## WRITTEN REQUEST
Your task is to copy the listing exactly, with the pictures left out.

## SOURCE DATA
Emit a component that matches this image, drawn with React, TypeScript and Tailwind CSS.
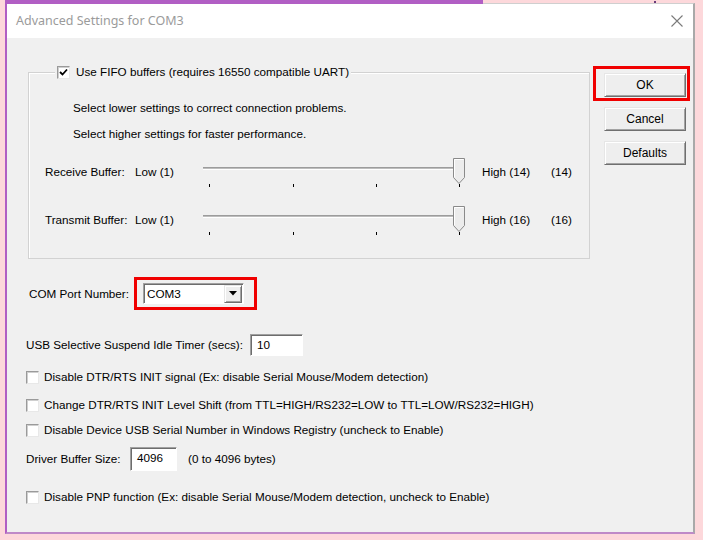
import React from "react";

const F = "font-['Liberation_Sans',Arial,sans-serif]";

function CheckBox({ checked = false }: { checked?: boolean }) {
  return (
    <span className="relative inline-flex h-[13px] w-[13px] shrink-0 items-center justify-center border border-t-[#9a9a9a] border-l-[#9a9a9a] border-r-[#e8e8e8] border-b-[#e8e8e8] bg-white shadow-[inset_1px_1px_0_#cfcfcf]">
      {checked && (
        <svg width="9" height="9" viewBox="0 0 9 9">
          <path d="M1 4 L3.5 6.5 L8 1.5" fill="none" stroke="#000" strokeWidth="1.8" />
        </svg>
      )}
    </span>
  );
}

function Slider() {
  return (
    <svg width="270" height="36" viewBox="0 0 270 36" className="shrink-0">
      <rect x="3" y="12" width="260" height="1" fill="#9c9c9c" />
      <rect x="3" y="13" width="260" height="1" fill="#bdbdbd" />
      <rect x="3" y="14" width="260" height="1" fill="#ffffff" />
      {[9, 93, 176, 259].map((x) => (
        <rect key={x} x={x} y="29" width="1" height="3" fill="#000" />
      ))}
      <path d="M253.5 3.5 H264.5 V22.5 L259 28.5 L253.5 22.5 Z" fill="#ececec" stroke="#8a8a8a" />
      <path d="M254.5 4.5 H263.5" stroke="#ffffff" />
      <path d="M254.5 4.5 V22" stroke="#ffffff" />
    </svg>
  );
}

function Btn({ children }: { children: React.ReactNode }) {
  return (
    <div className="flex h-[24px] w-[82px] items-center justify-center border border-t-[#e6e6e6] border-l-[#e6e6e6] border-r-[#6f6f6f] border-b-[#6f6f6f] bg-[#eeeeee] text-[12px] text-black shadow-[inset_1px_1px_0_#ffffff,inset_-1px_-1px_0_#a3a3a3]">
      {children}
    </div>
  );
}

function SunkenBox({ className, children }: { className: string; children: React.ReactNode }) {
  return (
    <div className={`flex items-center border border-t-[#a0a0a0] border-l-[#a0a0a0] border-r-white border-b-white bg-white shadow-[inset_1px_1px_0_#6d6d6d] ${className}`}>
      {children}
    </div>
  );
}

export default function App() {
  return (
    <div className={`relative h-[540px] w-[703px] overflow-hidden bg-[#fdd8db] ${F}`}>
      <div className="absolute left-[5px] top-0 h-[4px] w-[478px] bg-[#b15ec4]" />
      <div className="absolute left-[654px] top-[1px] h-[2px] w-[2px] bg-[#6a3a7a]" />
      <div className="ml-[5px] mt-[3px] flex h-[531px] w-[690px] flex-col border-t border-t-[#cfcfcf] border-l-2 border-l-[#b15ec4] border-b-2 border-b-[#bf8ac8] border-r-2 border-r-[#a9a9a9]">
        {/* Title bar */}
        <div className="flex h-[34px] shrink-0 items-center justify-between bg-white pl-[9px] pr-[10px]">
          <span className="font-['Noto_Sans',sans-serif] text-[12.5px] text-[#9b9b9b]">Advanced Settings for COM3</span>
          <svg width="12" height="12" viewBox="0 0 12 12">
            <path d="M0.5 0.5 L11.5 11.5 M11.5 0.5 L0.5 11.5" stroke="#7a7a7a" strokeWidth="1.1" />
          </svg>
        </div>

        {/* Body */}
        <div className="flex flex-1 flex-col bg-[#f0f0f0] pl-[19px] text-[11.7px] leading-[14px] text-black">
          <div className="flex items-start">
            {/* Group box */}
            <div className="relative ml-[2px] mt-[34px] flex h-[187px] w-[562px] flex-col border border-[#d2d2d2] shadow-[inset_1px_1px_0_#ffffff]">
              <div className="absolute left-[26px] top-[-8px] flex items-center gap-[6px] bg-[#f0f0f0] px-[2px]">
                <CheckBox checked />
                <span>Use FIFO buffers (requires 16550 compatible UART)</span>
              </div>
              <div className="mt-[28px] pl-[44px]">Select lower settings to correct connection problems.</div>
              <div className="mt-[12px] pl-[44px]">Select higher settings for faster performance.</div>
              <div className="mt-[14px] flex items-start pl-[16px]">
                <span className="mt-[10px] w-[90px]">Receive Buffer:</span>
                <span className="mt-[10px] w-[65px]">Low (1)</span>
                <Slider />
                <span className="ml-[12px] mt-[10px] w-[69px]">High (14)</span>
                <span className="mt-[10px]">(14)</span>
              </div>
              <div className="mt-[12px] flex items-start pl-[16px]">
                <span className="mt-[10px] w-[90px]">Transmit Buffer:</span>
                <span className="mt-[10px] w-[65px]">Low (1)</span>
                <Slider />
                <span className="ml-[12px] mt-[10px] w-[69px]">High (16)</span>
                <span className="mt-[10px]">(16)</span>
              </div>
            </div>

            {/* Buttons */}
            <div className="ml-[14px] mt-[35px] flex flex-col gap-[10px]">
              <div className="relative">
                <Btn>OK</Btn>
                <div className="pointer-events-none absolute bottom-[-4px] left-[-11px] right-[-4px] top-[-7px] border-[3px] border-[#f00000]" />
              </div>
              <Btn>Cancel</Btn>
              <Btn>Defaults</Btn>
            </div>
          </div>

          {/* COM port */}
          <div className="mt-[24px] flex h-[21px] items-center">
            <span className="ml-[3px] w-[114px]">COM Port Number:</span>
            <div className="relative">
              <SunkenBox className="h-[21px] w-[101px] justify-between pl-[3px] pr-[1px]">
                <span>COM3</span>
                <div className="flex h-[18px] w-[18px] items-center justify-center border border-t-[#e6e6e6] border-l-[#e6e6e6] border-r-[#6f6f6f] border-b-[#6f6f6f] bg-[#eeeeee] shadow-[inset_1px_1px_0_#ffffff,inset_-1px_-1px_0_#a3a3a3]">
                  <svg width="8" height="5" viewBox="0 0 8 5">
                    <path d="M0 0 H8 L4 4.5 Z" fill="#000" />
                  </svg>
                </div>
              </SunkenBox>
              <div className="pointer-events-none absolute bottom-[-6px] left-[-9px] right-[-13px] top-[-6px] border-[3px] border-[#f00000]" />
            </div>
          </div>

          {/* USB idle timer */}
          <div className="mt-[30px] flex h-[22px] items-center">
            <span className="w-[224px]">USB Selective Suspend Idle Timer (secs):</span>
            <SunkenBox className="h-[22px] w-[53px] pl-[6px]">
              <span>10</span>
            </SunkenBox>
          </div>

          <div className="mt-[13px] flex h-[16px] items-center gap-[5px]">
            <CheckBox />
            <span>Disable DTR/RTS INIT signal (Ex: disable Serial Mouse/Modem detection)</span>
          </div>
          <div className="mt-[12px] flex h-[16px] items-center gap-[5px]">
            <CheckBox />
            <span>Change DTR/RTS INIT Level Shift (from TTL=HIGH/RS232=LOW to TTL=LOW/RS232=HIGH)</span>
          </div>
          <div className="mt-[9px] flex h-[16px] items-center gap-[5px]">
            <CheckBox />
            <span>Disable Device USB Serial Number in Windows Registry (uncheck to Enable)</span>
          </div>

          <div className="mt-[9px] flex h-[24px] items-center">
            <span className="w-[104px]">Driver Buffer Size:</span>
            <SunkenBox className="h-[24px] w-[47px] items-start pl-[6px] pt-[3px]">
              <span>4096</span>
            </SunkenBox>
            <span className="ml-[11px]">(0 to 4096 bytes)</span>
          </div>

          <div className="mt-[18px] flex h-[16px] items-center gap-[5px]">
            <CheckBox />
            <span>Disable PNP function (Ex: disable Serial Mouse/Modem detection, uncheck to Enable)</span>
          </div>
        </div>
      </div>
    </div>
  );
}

## FULL ANSWER
Emit a component that matches this image, drawn with React, TypeScript and Tailwind CSS.
import React from "react";

const F = "font-['Liberation_Sans',Arial,sans-serif]";

function CheckBox({ checked = false }: { checked?: boolean }) {
  return (
    <span className="relative inline-flex h-[13px] w-[13px] shrink-0 items-center justify-center border border-t-[#9a9a9a] border-l-[#9a9a9a] border-r-[#e8e8e8] border-b-[#e8e8e8] bg-white shadow-[inset_1px_1px_0_#cfcfcf]">
      {checked && (
        <svg width="9" height="9" viewBox="0 0 9 9">
          <path d="M1 4 L3.5 6.5 L8 1.5" fill="none" stroke="#000" strokeWidth="1.8" />
        </svg>
      )}
    </span>
  );
}

function Slider() {
  return (
    <svg width="270" height="36" viewBox="0 0 270 36" className="shrink-0">
      <rect x="3" y="12" width="260" height="1" fill="#9c9c9c" />
      <rect x="3" y="13" width="260" height="1" fill="#bdbdbd" />
      <rect x="3" y="14" width="260" height="1" fill="#ffffff" />
      {[9, 93, 176, 259].map((x) => (
        <rect key={x} x={x} y="29" width="1" height="3" fill="#000" />
      ))}
      <path d="M253.5 3.5 H264.5 V22.5 L259 28.5 L253.5 22.5 Z" fill="#ececec" stroke="#8a8a8a" />
      <path d="M254.5 4.5 H263.5" stroke="#ffffff" />
      <path d="M254.5 4.5 V22" stroke="#ffffff" />
    </svg>
  );
}

function Btn({ children }: { children: React.ReactNode }) {
  return (
    <div className="flex h-[24px] w-[82px] items-center justify-center border border-t-[#e6e6e6] border-l-[#e6e6e6] border-r-[#6f6f6f] border-b-[#6f6f6f] bg-[#eeeeee] text-[12px] text-black shadow-[inset_1px_1px_0_#ffffff,inset_-1px_-1px_0_#a3a3a3]">
      {children}
    </div>
  );
}

function SunkenBox({ className, children }: { className: string; children: React.ReactNode }) {
  return (
    <div className={`flex items-center border border-t-[#a0a0a0] border-l-[#a0a0a0] border-r-white border-b-white bg-white shadow-[inset_1px_1px_0_#6d6d6d] ${className}`}>
      {children}
    </div>
  );
}

export default function App() {
  return (
    <div className={`relative h-[540px] w-[703px] overflow-hidden bg-[#fdd8db] ${F}`}>
      <div className="absolute left-[5px] top-0 h-[4px] w-[478px] bg-[#b15ec4]" />
      <div className="absolute left-[654px] top-[1px] h-[2px] w-[2px] bg-[#6a3a7a]" />
      <div className="ml-[5px] mt-[3px] flex h-[531px] w-[690px] flex-col border-t border-t-[#cfcfcf] border-l-2 border-l-[#b15ec4] border-b-2 border-b-[#bf8ac8] border-r-2 border-r-[#a9a9a9]">
        {/* Title bar */}
        <div className="flex h-[34px] shrink-0 items-center justify-between bg-white pl-[9px] pr-[10px]">
          <span className="font-['Noto_Sans',sans-serif] text-[12.5px] text-[#9b9b9b]">Advanced Settings for COM3</span>
          <svg width="12" height="12" viewBox="0 0 12 12">
            <path d="M0.5 0.5 L11.5 11.5 M11.5 0.5 L0.5 11.5" stroke="#7a7a7a" strokeWidth="1.1" />
          </svg>
        </div>

        {/* Body */}
        <div className="flex flex-1 flex-col bg-[#f0f0f0] pl-[19px] text-[11.7px] leading-[14px] text-black">
          <div className="flex items-start">
            {/* Group box */}
            <div className="relative ml-[2px] mt-[34px] flex h-[187px] w-[562px] flex-col border border-[#d2d2d2] shadow-[inset_1px_1px_0_#ffffff]">
              <div className="absolute left-[26px] top-[-8px] flex items-center gap-[6px] bg-[#f0f0f0] px-[2px]">
                <CheckBox checked />
                <span>Use FIFO buffers (requires 16550 compatible UART)</span>
              </div>
              <div className="mt-[28px] pl-[44px]">Select lower settings to correct connection problems.</div>
              <div className="mt-[12px] pl-[44px]">Select higher settings for faster performance.</div>
              <div className="mt-[14px] flex items-start pl-[16px]">
                <span className="mt-[10px] w-[90px]">Receive Buffer:</span>
                <span className="mt-[10px] w-[65px]">Low (1)</span>
                <Slider />
                <span className="ml-[12px] mt-[10px] w-[69px]">High (14)</span>
                <span className="mt-[10px]">(14)</span>
              </div>
              <div className="mt-[12px] flex items-start pl-[16px]">
                <span className="mt-[10px] w-[90px]">Transmit Buffer:</span>
                <span className="mt-[10px] w-[65px]">Low (1)</span>
                <Slider />
                <span className="ml-[12px] mt-[10px] w-[69px]">High (16)</span>
                <span className="mt-[10px]">(16)</span>
              </div>
            </div>

            {/* Buttons */}
            <div className="ml-[14px] mt-[35px] flex flex-col gap-[10px]">
              <div className="relative">
                <Btn>OK</Btn>
                <div className="pointer-events-none absolute bottom-[-4px] left-[-11px] right-[-4px] top-[-7px] border-[3px] border-[#f00000]" />
              </div>
              <Btn>Cancel</Btn>
              <Btn>Defaults</Btn>
            </div>
          </div>

          {/* COM port */}
          <div className="mt-[24px] flex h-[21px] items-center">
            <span className="ml-[3px] w-[114px]">COM Port Number:</span>
            <div className="relative">
              <SunkenBox className="h-[21px] w-[101px] justify-between pl-[3px] pr-[1px]">
                <span>COM3</span>
                <div className="flex h-[18px] w-[18px] items-center justify-center border border-t-[#e6e6e6] border-l-[#e6e6e6] border-r-[#6f6f6f] border-b-[#6f6f6f] bg-[#eeeeee] shadow-[inset_1px_1px_0_#ffffff,inset_-1px_-1px_0_#a3a3a3]">
                  <svg width="8" height="5" viewBox="0 0 8 5">
                    <path d="M0 0 H8 L4 4.5 Z" fill="#000" />
                  </svg>
                </div>
              </SunkenBox>
              <div className="pointer-events-none absolute bottom-[-6px] left-[-9px] right-[-13px] top-[-6px] border-[3px] border-[#f00000]" />
            </div>
          </div>

          {/* USB idle timer */}
          <div className="mt-[30px] flex h-[22px] items-center">
            <span className="w-[224px]">USB Selective Suspend Idle Timer (secs):</span>
            <SunkenBox className="h-[22px] w-[53px] pl-[6px]">
              <span>10</span>
            </SunkenBox>
          </div>

          <div className="mt-[13px] flex h-[16px] items-center gap-[5px]">
            <CheckBox />
            <span>Disable DTR/RTS INIT signal (Ex: disable Serial Mouse/Modem detection)</span>
          </div>
          <div className="mt-[12px] flex h-[16px] items-center gap-[5px]">
            <CheckBox />
            <span>Change DTR/RTS INIT Level Shift (from TTL=HIGH/RS232=LOW to TTL=LOW/RS232=HIGH)</span>
          </div>
          <div className="mt-[9px] flex h-[16px] items-center gap-[5px]">
            <CheckBox />
            <span>Disable Device USB Serial Number in Windows Registry (uncheck to Enable)</span>
          </div>

          <div className="mt-[9px] flex h-[24px] items-center">
            <span className="w-[104px]">Driver Buffer Size:</span>
            <SunkenBox className="h-[24px] w-[47px] items-start pl-[6px] pt-[3px]">
              <span>4096</span>
            </SunkenBox>
            <span className="ml-[11px]">(0 to 4096 bytes)</span>
          </div>

          <div className="mt-[18px] flex h-[16px] items-center gap-[5px]">
            <CheckBox />
            <span>Disable PNP function (Ex: disable Serial Mouse/Modem detection, uncheck to Enable)</span>
          </div>
        </div>
      </div>
    </div>
  );
}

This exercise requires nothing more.